Directions for this task —
Select every line containing the word "index" from the material, and copy those lines.

Source data —

*****

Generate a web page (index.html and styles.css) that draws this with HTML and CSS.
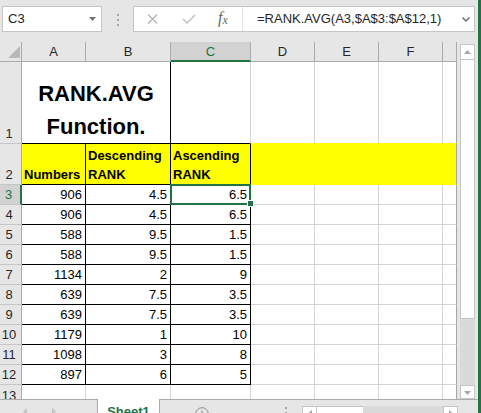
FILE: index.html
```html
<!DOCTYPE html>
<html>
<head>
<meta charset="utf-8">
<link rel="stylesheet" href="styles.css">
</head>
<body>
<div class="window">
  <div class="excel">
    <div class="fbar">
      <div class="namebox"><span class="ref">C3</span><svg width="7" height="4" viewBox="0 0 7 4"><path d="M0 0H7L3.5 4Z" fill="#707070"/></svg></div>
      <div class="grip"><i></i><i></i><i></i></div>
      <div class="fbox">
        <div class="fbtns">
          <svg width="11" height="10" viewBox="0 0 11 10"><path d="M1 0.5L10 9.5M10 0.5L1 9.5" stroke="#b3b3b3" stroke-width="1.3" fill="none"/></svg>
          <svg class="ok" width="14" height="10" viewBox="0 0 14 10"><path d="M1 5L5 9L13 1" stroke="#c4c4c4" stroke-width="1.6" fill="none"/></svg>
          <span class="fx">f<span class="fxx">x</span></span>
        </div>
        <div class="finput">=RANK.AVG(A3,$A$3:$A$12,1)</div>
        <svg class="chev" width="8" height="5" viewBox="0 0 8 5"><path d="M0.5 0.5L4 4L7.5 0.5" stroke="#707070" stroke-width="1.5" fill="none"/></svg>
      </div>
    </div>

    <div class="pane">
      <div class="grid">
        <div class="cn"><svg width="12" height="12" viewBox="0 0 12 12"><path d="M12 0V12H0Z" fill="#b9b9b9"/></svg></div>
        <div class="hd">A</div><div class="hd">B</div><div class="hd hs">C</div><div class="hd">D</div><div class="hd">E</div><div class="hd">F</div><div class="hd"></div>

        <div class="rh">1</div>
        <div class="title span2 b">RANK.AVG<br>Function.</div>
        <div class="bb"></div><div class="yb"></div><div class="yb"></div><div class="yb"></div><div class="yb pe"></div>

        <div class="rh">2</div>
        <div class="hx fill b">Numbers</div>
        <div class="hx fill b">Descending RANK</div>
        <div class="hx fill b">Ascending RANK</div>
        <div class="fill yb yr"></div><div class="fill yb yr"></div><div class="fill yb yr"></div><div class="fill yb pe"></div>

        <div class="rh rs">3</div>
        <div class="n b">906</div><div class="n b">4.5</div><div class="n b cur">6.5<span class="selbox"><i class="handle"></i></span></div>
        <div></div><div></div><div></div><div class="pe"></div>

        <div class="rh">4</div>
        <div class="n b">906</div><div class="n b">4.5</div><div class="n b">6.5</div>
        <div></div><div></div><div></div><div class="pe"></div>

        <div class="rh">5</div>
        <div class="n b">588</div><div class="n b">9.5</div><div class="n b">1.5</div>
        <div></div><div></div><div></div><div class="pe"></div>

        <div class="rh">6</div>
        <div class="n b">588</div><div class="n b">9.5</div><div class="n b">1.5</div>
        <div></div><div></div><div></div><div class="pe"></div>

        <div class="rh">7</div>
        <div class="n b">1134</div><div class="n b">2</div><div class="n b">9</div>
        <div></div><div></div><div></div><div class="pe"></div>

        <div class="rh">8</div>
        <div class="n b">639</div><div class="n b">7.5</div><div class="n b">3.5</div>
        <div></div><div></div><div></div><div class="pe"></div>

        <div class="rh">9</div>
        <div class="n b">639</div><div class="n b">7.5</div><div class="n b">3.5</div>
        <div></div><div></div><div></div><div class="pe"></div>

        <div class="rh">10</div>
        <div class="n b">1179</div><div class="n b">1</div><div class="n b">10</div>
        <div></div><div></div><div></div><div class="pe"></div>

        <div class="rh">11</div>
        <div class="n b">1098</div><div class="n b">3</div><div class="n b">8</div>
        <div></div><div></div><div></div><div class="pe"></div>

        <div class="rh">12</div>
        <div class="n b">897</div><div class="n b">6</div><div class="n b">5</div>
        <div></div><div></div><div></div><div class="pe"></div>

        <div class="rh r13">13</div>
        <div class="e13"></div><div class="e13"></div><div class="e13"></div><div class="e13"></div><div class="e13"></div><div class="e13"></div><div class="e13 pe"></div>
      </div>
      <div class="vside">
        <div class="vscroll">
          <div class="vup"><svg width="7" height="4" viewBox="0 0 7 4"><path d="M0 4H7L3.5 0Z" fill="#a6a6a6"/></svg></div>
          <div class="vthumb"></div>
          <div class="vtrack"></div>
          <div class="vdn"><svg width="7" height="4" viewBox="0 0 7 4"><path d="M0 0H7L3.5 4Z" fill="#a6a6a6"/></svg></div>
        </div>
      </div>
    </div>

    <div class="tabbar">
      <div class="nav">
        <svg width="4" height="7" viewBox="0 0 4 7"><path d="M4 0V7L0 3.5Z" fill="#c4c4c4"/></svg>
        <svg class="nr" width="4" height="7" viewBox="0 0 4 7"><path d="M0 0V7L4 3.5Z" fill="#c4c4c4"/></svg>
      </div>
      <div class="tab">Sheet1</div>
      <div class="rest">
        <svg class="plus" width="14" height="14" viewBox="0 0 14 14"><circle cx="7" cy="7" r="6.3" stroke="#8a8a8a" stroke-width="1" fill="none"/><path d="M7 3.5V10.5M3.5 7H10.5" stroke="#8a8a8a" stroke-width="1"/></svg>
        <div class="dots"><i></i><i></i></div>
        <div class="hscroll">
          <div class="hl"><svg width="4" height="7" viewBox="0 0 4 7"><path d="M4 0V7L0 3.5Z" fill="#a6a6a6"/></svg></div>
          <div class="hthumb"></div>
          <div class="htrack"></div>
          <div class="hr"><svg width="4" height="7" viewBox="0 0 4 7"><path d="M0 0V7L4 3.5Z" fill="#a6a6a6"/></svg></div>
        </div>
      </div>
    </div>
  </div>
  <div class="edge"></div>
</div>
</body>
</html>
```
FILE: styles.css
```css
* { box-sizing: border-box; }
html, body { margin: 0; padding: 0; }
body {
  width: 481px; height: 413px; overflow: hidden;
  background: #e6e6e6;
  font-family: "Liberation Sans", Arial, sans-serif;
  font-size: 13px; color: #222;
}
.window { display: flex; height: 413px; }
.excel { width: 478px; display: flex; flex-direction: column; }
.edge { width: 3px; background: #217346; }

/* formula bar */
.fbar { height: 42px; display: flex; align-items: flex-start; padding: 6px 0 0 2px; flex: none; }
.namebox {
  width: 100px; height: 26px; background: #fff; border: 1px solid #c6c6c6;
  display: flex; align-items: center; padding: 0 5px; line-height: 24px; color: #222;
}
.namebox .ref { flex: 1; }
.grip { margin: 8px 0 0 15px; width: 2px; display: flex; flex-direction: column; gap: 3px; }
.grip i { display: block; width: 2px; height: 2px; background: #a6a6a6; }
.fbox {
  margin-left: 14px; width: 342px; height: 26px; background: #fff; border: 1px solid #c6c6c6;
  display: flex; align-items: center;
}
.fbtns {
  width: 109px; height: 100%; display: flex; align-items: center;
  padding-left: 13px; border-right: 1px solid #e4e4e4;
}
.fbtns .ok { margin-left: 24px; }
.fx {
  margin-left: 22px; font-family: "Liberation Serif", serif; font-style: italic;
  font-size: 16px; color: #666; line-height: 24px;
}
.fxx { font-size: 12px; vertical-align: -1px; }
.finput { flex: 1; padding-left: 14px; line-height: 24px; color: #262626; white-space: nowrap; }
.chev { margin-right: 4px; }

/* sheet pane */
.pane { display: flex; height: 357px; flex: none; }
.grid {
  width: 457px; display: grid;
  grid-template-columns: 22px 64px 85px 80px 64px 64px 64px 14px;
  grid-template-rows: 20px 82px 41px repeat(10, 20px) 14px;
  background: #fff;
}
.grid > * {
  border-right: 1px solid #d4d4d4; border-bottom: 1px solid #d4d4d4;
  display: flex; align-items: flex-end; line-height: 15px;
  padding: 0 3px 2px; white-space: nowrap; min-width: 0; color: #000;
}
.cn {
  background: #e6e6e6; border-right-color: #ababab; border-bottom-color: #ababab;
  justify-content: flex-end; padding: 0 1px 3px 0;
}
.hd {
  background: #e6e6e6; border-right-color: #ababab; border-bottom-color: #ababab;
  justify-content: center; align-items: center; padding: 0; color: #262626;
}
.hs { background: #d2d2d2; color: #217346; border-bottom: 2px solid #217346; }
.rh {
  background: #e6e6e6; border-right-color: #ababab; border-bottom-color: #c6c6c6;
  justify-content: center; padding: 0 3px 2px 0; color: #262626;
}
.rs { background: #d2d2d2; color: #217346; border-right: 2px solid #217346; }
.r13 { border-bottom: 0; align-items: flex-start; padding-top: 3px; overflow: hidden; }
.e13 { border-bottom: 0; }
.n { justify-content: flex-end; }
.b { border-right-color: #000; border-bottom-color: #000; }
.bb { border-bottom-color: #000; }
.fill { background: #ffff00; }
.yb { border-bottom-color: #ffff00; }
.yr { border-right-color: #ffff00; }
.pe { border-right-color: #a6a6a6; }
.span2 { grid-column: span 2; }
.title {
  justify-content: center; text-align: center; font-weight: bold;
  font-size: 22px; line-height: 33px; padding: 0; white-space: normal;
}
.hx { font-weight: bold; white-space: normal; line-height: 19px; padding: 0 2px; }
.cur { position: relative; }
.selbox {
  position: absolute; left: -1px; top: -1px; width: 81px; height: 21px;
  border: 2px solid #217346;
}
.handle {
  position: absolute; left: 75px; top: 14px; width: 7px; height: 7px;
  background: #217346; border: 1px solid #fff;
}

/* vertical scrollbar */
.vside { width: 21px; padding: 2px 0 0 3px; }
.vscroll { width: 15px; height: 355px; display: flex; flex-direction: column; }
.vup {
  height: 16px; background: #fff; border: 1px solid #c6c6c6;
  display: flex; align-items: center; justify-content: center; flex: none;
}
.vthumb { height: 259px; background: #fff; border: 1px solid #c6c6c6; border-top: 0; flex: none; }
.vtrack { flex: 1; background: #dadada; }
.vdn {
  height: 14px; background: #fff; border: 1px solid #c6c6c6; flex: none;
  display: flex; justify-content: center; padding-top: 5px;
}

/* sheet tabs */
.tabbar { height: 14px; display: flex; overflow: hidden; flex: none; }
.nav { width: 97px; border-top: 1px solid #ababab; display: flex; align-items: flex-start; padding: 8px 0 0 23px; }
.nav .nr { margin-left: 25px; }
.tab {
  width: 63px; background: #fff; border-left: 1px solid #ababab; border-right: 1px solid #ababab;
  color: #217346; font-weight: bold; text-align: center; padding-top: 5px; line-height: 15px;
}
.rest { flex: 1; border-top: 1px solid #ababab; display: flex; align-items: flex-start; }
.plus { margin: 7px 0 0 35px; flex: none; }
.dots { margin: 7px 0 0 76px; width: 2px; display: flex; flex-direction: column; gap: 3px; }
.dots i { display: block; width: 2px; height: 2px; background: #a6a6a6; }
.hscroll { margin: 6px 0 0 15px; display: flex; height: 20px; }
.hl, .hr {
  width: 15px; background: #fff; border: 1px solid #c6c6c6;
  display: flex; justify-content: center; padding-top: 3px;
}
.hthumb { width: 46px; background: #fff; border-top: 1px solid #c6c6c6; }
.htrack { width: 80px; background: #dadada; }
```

*****

Final result —
Generate a web page (index.html and styles.css) that draws this with HTML and CSS.
FILE: index.html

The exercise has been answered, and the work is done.